Natürlich ist nicht jedes Hauptthema dieser Geschichten veraltet. Liebe, Freundschaft und Selbsterfüllung sind alles Themen, die auch heute noch aktuell sind, und auch mit den Protagonist*innen kann man sich teilweise identifizieren. Aber es fehlen ganz eindeutig die Probleme und Themen, mit denen sich die Gesellschaft aktuell beschäftigt. Die Gleichstellung von Mann und Frau zum Beispiel. Denn noch gibt es diese nicht, wie man am „Gender Pay Gap“ feststellen kann. Oder Themen wie Klimaschutz und Digitalisierung. Die Welt verändert sich rund um diese Themen, und deswegen wäre es wichtig, dass dies auch in den Lektüren reflektiert wird, die man liest.
Was uns Lektüre zu bieten hat
Aber nicht jedes Buch, welches ich während meiner Schulzeit gelesen habe, hatte keinen Mehrwert. „Der Junge im gestreiften Pyjama“, gab mir in der achten Klasse neben dem Geschichtsunterricht einen ersten Einblick in die Zeit des Nationalsozialismus. Auch „Mario und der Zauberer“ war ein interessant, denn Thomas Mann schuf mit dem Zauberer „Cipolla“ einen Charakter, der viele Ähnlichkeiten zu Adolf Hitler hat. Er hypnotisiert Menschen in seiner Vorstellung und hat so vollkommene Kontrolle über sie. Es war faszinierend, das zu lesen, wenn man überlegt, dass diese Novelle vier Jahre vor der Machtergreifung Hitlers erschienen ist.
Ich denke schon, dass diese Bücher einfach zur Weltliteratur gehören und Kulturgut sind. Man sollte sie in gewissem Maße auch weiterhin lesen. Aber genauso muss man mit der Zeit gehen. Es gibt aktuelle Themen, die wichtig sind und die in diesen „Klassikern“ nicht behandelt werden. Genauso muss man bei den Autoren vorgehen, die man wählt. Von den zwölf Lektüren, die ich während meiner Schulzeit gelesen habe, sind elf von Männern geschrieben und nur ein einziges von einer Frau. Das kann in einer Zeit, in der wir zum Beispiel durch geschlechtsneutrale Lehrmaterialien versuchen, größtmögliche Geschlechtergleichstellung zu erreichen und das auch dem Nachwuchs mitzugeben, einfach nicht sein.

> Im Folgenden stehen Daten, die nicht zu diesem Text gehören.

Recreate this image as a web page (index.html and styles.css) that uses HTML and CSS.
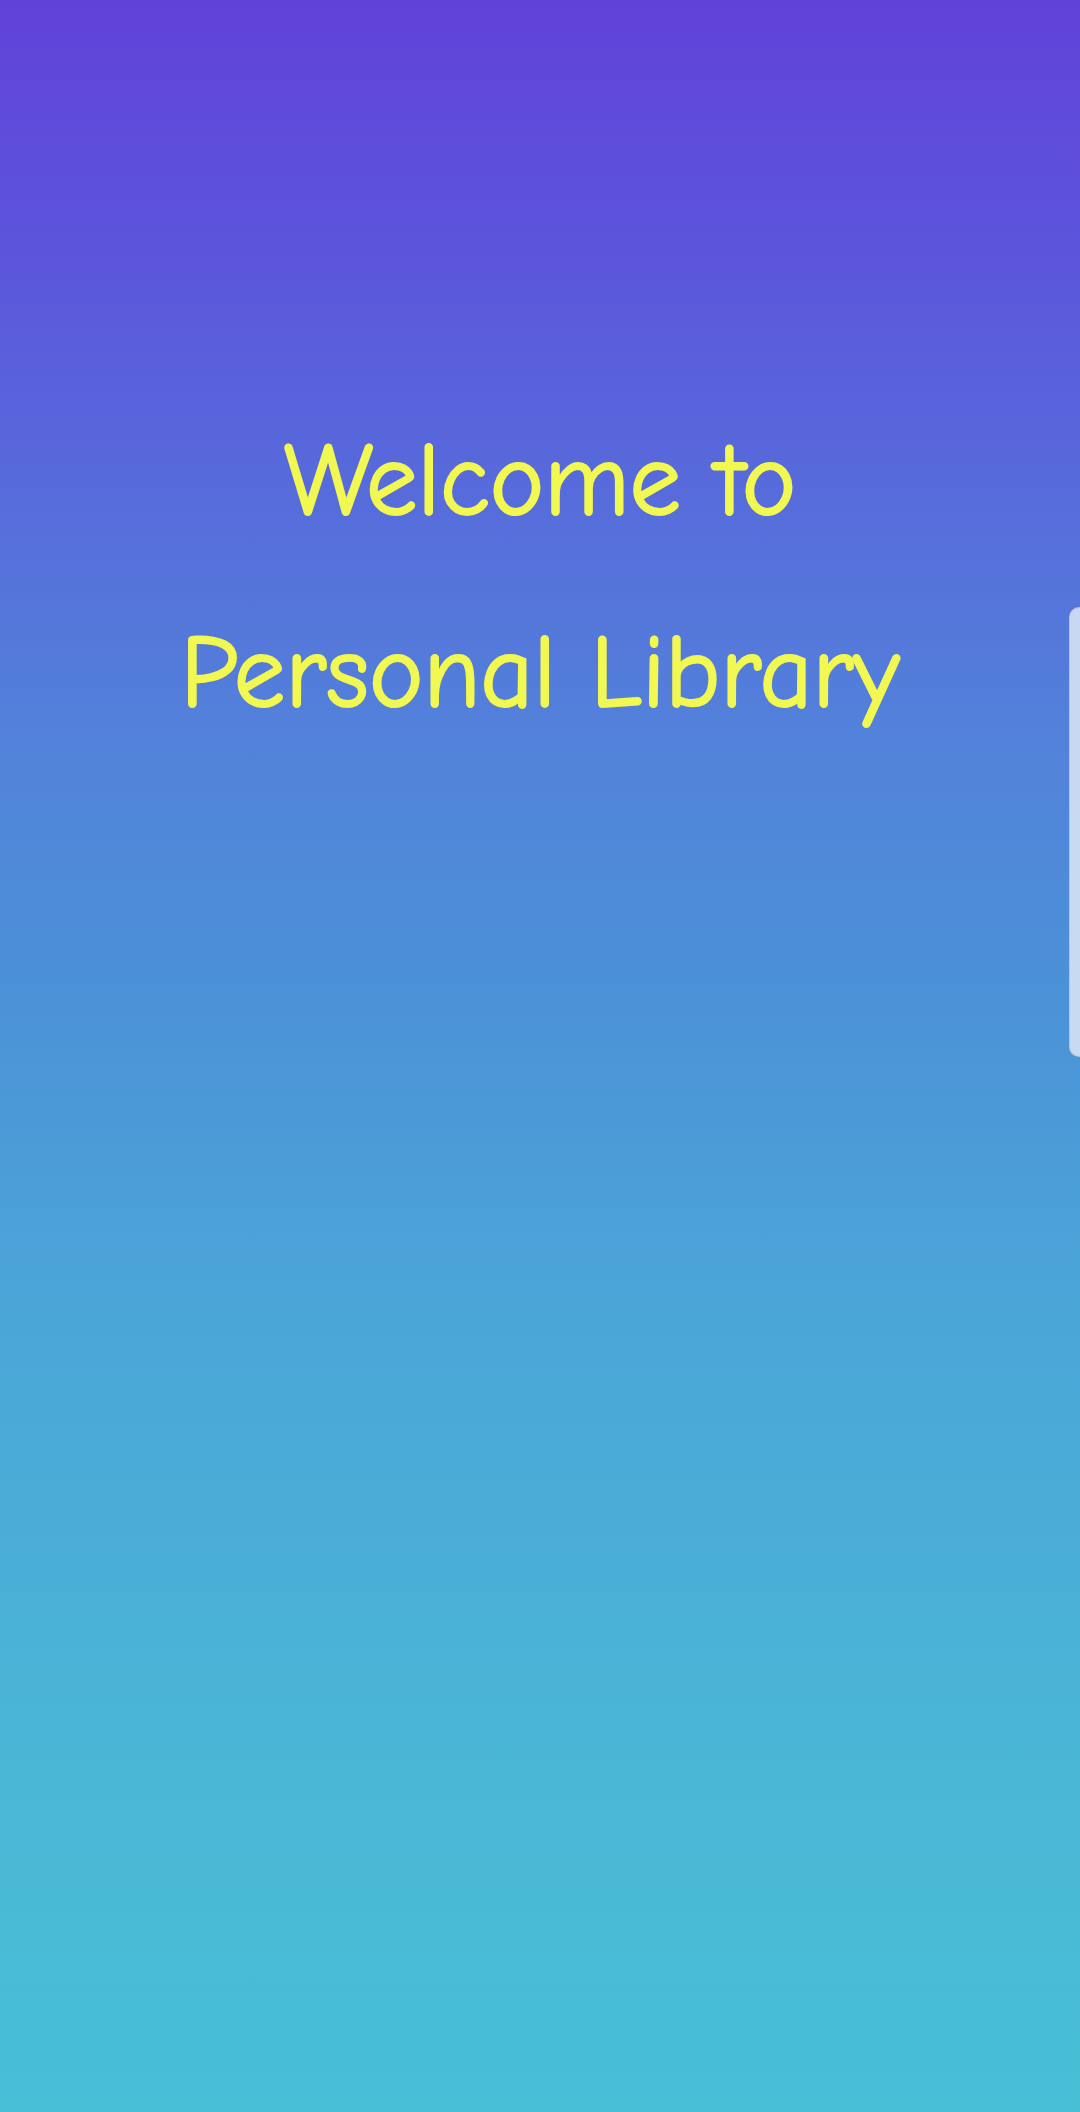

Es würde also nicht schaden, ein paar der Lektüren durch aktuellere Werke auszutauschen. „Tschick“ von Wolfgang von Herrndorf dreht sich um zwei Jugendliche, die ein Roadtrip-Abenteuer erleben. Das Erwachsenwerden und familiäre Probleme sind die zentralen Themen, und daher würde sich das Buch gut für das Lesen in der Schule eignen. Ein Buch, das gut zu den gesellschaftlichen Auswirkungen von Digitalisierung passt, ist George Orwells „1984“. Dieser Roman dreht sich um einen totalitären Staat und die Kernthemen sind Unterdrückung, Überwachung und Manipulation. Auch für Klimaschutz gibt es interessante Bücher, wie „Deutschland 2050“, das beschreibt, wie unser Leben sich durch den Klimawandel verändern wird und wie man sich Deutschland im Jahr 2050 vorstellen kann. Über den Tellerrand hinausblicken schadet nie, so auch nicht bei der Wahl der Schullektüren.